本帖最后由 xuanxufeng 于 2015-6-23 22:41 编辑
问题导读
1.mapreduce创建solrcloud索引数据源是什么?
2.map函数的作用是什么?
3.reduce作用是什么?
原理图(摘自网络):
1、datasource
hdfs或者TableMapReduceUtil来scan数据(不建议HFileInputFomat方式,易丢失数据)
2、map
setup()方法中通过zkHost创建CloudSolrServer,目的是通过docId,来计算这个docId应该router到哪个shardId,关键代码为:
[mw_shl_code=java,true]// copy from org.apache.solr.common.cloud.HashBasedRouter
private int sliceHash(String id) {
return Hash.murmurhash3_x86_32(id, 0, id.length(), 0);
}
// copy from org.apache.solr.common.cloud.HashBasedRouter
private Slice hashToSlice(int hash, DocCollection collection) {
for (Slice slice : collection.getSlices()) {
Range range = slice.getRange();
if (range != null && range.includes(hash))
return slice;
}
throw new SolrException(SolrException.ErrorCode.BAD_REQUEST, "No slice servicing hash code " + Integer.toHexString(hash) + " in " + collection);
}[/mw_shl_code]
map()方法,输入(ImmutableBytesWritable , Result )输出(Text, Result)即将ImmutableBytesWritable计算shardId(比如:shard1,shard2...)
关键代码:
[mw_shl_code=java,true]@Override
protected void map(ImmutableBytesWritable key, Result columns, Context context) throws IOException, InterruptedException {
String id = Bytes.toString(columns.getRow());
int sliceHash = sliceHash(id);
Slice slice = hashToSlice(sliceHash, cstate.getCollection(defau_collection));
String shardid = slice.getName();// shard1,shard2 ...

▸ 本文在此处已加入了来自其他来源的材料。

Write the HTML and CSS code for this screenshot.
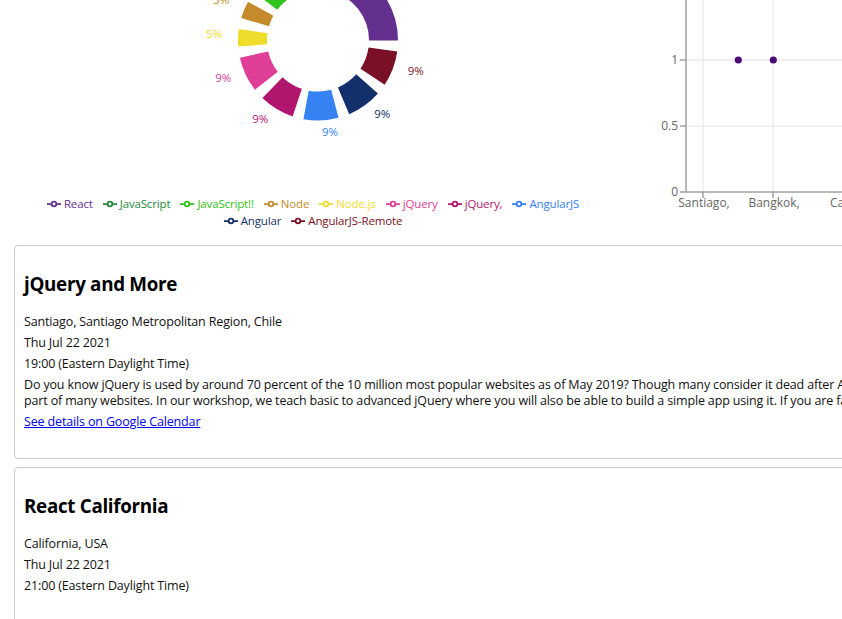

context.write(new Text(shardid), columns);
}[/mw_shl_code]
3、Partitioner
通过shardId,随机发散到多个reduce,即一个shard数据,多个reduce来建索引,更高效
关键代码:
[mw_shl_code=java,true]/**
*numPartitions为配置一个shard对应多少个reduce
*/
@Override
public int getPartition(Text key, Result result, int numPartitions) {
initReducerTimes();
int shardId = Integer.valueOf(key.toString().substring(5))-1;// 十位
int part2 = (int) Math.round(Math.random() * (reducerTimes-1));// 个位
return reducerTimes * shardId + part2;
}
[/mw_shl_code]
4、reduce
setup()方法中获取partition,计算shardid,通过zkHost获取cloudServer,最后ConcurrentUpdateSolrServer,这个solrServer就是针对某个shard建索引的server。
关键代码:
[mw_shl_code=java,true]@Override
protected void setup(Context context) throws IOException, InterruptedException {
Configuration conf = context.getConfiguration();
zk_host = conf.get(IndexingConfig.ZK_HOST, zk_host);
defau_collection = conf.get(IndexingConfig.DEFAULT_COLLECTION, defau_collection);
// max_segments = conf.getInt(IndexingConfig.MAX_SEGMENTS, max_segments);
document_buffer_size = conf.getInt(IndexingConfig.DOCUMENT_BUFFER_SIZE, document_buffer_size);
solr_thread_count = conf.getInt(IndexingConfig.SOLR_THREAD_COUNT, solr_thread_count);
id_field = conf.get(IndexingConfig.ID_FIELD, id_field);
logger.info("初始化server...");
try {
cloudServer = new CloudSolrServer(zk_host);
cloudServer.setDefaultCollection(defau_collection);
SolrPingResponse response = cloudServer.ping();
logger.info("status:" + response.getStatus());
if (response.getStatus() != 0) {
logger.error("服务有问题");
throw new RuntimeException("服务响应不正常");
}
logger.info(cloudServer.ping().toString());
} catch (Exception e) {
logger.error("", e);
throw new RuntimeException("配置好solr服务");
}
logger.info("初始化结束");
// 取得partition
partition = conf.get("mapred.task.partition");// 0~79
// 根据partition来启动不同的solrServer
shardid = getShardId(partition);
ZkStateReader reader = cloudServer.getZkStateReader();
try {
String url = reader.getLeaderUrl(defau_collection, "shard" + shardid, 3000);
//solrServer = new ConcurrentUpdateSolrServer(url, document_buffer_size, solr_thread_count);
solrServer = new HttpSolrServer(url);
System.out.println("###url: " + url);
} catch (InterruptedException e) {
e.printStackTrace();
} catch (KeeperException e) {
e.printStackTrace();
}
initTransformers();
initFieldBoost();
// transformers init();
for (TransformerMR t :transformers) {
t.init(conf);
}
}[/mw_shl_code]
总结:重点在于直接将doc router到正确的shard,而不经过solrCloud的内部router(实际上是copy其router源码);并且每个shard对应多个reduce,随机发散,增加一层并发。
注意:
ConcurrentUpdateSolrServer使用了 final BlockingQueue<UpdateRequest> queue;
在高并发过程中(mapreduce建索引),会造成阻塞问题,丢失数据。
原因可能有2个
1、queue满了,写不进去,请求连接中断
2、queue还有数据未写入硬盘,直接执行optimize()操作
换成HttpSolrServer就没有问题了,solrServer = new HttpSolrServer(url);
|
|